The census data on language skills in Scots needs to be carefully qualified. The question on language skills in the census questionnaire was relatively poorly answered. For example, a significant number of respondents provided information on their skills in Scots but didn't indicate any corresponding abilities in relation to English, perhaps suggesting they considered Scots and English as inter-changeable in this context. Research carried out prior to the census also suggests that people vary considerably in their interpretation of what is meant by "Scots" as a language, resulting in the potential for inconsistencies in the data collected.
.
You really have no clue what is going on here. Irish and Scottish Gaelic are very closely related, but different languages. Scots and Scottish Gaelic are only related insofar as both are Indo-European and both share a number of words from centuries of close contact.
Yet you chose to take offense and accuse me of lying.
Because you absolutely did in that one case.
It's just dishonest and I don't care to have to go through every instance where you make an accusation based on preconceptions and correct it,
Why not?
like where you assume every time Irish and Gaelic are used they are referring to different languages when some writers use them interchangeably
It's complicated and you have to look at the context. Again your original post on the topic talked about Irish speakers in Ireland.
but you won't bring that up (even the census makes that claim), instead you take offense and make an accusation.
I take offense because you're spouting total nonsense about my life's work. You've also constructed a framework for yourself that's unfalsifiable. Any counterpoint you can just handwave away, and support with more random bullshit.
I'm stuck in my own personal time cube thread and yes it's very upsetting for me that people think like this. Moreover by the end of this, especially on the language front where you've demonstrated you don't understand the situation, you seem to be just flinging shit at walls to see what sticks.

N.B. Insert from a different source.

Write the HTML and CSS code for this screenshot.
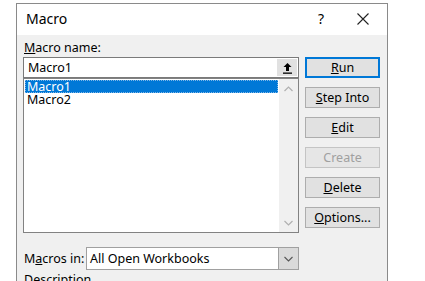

Am I probably more emotional about this than I usually am? Yes. But that's because you are insulting many of my friends, myself, and our life's work over your own little ego for having discovered some secret truth about the world. Moreover you base this on a total misunderstanding of the methodology that even more of my friends and myself have dedicated our lives defending and improving.
I see what you're doing here as accidentally gaslighting people on a topic
I have dedicated my life to, in an attempt to undermine the deserved authority we have gained over the topic, through
lifetimes of rigorous and critical historical study, so you can feel special. So yeah, I don't take kindly to that. But who knows, maybe
every single one of us totally missed the fact that an extremely significant portion of Scotland was black somehow, which would itself indicate that clearly
everything we have ever done is totally wrong.
I have a feeling I won't be hearing from you again which is a pity, but relevant quotes for others lest they get gaslighted.
a majority of Gaelic speakers were black and were natives in that land (right now a bit over 1% of the population in Ireland can speak it).
because you weren't also disagreeing with it while lying, and so far this is the only time I'll say you've done that intentionally, about having "slightly different conclusions", even though you have an entirely different one.
Emphasis added
For the record I don't think you're lying generally, I just think you totally misrepresented a source in that one instance. I do think you're just someone that has no idea at all about this time and place. Which is fine, because the vast majority of the world doesn't. What isn't fine is pretending you understand something, making a nonsensical framework to support your equally nonsensical understanding, and refusing to actually listen to arguments from experts.
But yeah, go ahead, insult me, say I'm lying about all this. I'm sure looking through my post history won't yield any indication that I probably am a Scottish historian.